Exercise goal ▸ Count the lines below that contain the word "with" and give only that number.

· · · · ·

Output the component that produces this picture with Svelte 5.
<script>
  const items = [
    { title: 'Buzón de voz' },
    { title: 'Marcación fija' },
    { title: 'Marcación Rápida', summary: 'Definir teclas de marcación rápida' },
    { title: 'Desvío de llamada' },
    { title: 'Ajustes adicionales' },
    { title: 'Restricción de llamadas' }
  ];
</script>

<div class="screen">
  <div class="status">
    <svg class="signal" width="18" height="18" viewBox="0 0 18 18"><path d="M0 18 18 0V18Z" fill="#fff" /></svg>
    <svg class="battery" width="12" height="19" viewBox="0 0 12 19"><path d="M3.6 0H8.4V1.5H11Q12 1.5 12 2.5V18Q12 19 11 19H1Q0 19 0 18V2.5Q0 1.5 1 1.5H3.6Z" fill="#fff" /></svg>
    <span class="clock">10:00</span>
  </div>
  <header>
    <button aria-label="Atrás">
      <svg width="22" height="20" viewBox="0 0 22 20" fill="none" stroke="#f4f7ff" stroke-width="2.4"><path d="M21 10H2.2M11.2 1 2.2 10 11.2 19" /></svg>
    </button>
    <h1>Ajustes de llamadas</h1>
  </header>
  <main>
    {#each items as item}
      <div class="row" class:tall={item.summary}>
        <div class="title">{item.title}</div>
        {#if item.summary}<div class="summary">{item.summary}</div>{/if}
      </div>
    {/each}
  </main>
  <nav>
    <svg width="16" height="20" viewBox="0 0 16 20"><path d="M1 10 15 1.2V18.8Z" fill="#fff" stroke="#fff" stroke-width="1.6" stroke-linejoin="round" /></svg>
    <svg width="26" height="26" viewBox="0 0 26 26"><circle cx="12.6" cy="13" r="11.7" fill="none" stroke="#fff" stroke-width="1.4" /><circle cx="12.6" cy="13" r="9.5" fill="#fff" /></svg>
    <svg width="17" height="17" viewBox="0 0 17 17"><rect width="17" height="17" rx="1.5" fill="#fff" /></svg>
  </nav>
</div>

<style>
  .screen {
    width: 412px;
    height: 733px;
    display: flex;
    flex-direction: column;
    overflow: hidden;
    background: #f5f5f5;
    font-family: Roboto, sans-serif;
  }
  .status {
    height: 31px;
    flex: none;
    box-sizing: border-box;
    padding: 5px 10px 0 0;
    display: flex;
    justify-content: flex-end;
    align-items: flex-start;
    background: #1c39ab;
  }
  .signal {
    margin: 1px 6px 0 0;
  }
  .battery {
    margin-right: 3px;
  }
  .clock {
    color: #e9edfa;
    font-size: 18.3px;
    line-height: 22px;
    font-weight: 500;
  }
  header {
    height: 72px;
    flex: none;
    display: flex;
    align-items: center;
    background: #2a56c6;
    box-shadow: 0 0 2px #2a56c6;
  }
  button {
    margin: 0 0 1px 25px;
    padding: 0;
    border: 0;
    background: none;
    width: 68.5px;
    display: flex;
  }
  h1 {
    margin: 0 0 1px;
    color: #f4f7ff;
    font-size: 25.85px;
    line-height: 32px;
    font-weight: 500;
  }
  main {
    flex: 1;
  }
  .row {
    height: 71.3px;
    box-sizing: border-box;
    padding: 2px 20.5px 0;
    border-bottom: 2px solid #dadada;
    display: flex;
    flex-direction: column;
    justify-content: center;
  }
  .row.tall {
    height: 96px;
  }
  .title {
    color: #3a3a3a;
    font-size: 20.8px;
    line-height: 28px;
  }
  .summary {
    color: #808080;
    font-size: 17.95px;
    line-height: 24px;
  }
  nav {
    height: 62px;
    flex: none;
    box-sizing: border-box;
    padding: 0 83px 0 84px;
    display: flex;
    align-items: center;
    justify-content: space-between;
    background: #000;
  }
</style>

· · · · ·

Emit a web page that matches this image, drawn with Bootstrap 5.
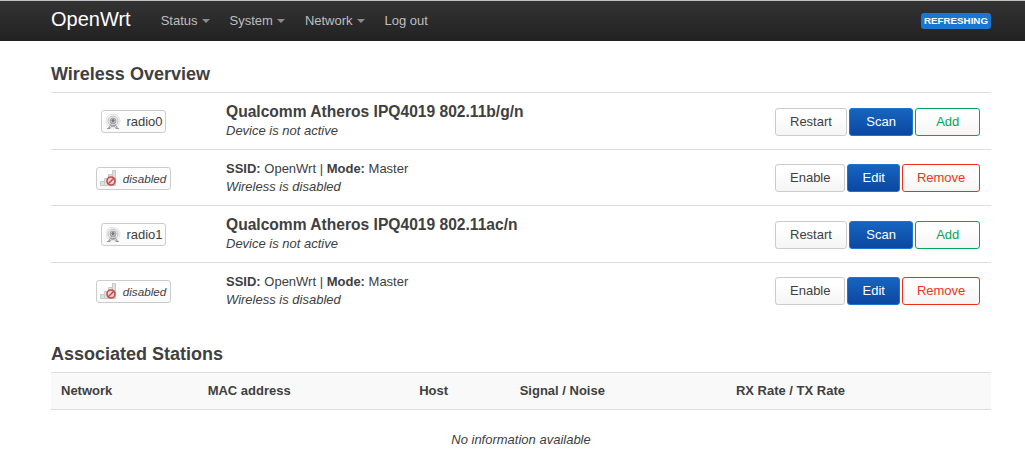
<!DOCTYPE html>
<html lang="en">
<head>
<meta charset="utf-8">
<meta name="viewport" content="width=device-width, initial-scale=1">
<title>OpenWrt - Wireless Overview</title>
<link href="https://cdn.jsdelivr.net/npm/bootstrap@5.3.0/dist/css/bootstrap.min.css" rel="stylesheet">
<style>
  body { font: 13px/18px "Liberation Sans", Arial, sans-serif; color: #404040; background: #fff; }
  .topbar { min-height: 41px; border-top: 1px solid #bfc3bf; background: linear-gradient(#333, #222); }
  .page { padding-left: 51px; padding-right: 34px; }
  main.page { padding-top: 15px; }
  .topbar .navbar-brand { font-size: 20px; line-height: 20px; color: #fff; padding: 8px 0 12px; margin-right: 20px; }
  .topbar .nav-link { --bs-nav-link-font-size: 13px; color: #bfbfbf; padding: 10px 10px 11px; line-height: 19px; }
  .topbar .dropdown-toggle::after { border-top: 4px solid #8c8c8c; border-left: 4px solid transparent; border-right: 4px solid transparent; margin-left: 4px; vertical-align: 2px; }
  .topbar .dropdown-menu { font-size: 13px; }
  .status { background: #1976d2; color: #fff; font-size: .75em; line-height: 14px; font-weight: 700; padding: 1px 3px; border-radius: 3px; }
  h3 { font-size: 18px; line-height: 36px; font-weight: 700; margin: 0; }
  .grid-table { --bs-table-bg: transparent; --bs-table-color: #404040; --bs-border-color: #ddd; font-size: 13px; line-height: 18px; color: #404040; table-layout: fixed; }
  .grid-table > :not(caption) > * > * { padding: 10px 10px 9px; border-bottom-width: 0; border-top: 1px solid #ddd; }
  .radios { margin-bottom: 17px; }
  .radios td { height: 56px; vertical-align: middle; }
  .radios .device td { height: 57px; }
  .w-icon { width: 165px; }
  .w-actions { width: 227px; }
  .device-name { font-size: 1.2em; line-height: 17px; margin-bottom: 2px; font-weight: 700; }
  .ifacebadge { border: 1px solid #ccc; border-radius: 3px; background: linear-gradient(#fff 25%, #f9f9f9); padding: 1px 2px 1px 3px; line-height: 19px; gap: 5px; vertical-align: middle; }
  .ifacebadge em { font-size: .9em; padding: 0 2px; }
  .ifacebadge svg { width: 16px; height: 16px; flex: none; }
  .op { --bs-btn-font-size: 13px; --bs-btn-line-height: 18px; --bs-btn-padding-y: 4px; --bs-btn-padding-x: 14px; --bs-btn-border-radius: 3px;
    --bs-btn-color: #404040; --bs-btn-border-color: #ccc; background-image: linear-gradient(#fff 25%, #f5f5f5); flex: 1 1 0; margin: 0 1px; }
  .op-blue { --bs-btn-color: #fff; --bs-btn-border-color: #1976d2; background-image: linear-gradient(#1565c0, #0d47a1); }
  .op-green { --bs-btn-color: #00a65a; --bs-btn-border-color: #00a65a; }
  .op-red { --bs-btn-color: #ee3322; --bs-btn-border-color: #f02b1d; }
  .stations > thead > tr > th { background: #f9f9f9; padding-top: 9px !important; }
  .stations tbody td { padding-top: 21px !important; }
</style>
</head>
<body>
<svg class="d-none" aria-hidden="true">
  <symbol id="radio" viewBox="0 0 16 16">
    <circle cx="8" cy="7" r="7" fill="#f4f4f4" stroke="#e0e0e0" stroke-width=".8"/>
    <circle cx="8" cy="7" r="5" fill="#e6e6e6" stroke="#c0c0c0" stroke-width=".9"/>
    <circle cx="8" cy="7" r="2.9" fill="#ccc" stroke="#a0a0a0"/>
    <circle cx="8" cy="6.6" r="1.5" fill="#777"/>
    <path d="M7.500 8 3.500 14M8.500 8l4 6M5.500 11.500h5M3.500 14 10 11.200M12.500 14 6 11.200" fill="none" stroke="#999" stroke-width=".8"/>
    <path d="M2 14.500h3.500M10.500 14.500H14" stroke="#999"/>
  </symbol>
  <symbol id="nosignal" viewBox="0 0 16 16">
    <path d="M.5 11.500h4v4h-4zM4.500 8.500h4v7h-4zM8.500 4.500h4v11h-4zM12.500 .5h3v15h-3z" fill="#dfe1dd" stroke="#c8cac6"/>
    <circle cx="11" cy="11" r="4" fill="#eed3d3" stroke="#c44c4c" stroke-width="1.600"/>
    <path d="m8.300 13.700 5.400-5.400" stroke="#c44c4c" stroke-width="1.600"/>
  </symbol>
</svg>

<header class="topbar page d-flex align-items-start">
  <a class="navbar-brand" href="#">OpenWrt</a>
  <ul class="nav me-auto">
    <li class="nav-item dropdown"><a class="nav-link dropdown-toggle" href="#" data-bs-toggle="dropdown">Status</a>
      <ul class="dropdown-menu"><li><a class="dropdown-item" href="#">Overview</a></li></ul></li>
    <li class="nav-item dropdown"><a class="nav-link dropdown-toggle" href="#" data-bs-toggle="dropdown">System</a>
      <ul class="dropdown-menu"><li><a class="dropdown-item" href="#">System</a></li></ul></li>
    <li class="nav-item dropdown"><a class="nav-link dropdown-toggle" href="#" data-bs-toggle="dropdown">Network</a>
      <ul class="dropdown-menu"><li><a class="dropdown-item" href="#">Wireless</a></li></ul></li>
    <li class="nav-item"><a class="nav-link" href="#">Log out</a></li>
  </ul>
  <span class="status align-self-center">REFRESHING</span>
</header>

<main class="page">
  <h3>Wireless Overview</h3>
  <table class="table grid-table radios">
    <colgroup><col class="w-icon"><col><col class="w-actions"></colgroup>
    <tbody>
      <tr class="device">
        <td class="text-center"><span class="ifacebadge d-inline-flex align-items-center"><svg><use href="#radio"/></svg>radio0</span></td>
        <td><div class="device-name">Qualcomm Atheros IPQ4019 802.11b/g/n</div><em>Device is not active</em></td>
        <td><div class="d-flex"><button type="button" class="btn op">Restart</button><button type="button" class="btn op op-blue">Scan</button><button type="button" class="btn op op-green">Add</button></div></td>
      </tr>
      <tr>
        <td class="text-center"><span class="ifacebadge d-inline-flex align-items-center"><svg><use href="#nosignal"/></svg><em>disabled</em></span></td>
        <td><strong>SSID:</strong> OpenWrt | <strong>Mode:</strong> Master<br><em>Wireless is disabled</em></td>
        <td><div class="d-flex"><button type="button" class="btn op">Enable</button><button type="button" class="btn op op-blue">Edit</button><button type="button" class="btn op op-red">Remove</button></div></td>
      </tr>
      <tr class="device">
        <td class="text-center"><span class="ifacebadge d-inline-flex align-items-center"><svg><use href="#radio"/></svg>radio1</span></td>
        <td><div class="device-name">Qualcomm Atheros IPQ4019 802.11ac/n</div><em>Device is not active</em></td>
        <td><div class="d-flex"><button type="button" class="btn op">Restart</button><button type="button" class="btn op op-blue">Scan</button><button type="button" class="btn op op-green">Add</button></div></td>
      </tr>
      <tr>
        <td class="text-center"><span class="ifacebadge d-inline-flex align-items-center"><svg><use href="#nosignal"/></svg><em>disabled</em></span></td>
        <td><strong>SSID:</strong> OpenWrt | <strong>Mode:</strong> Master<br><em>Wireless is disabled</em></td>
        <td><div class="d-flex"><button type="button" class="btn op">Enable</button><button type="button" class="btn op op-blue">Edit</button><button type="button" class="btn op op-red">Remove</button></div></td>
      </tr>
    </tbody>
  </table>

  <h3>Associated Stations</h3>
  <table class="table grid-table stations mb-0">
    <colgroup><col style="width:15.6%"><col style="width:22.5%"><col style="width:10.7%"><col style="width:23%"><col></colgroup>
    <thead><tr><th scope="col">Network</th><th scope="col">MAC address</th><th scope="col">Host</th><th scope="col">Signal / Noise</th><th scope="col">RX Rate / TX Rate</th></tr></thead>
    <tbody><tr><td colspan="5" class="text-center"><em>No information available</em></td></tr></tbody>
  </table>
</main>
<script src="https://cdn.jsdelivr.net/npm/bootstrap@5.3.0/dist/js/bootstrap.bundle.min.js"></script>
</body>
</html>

· · · · ·

Answer below ▸ 2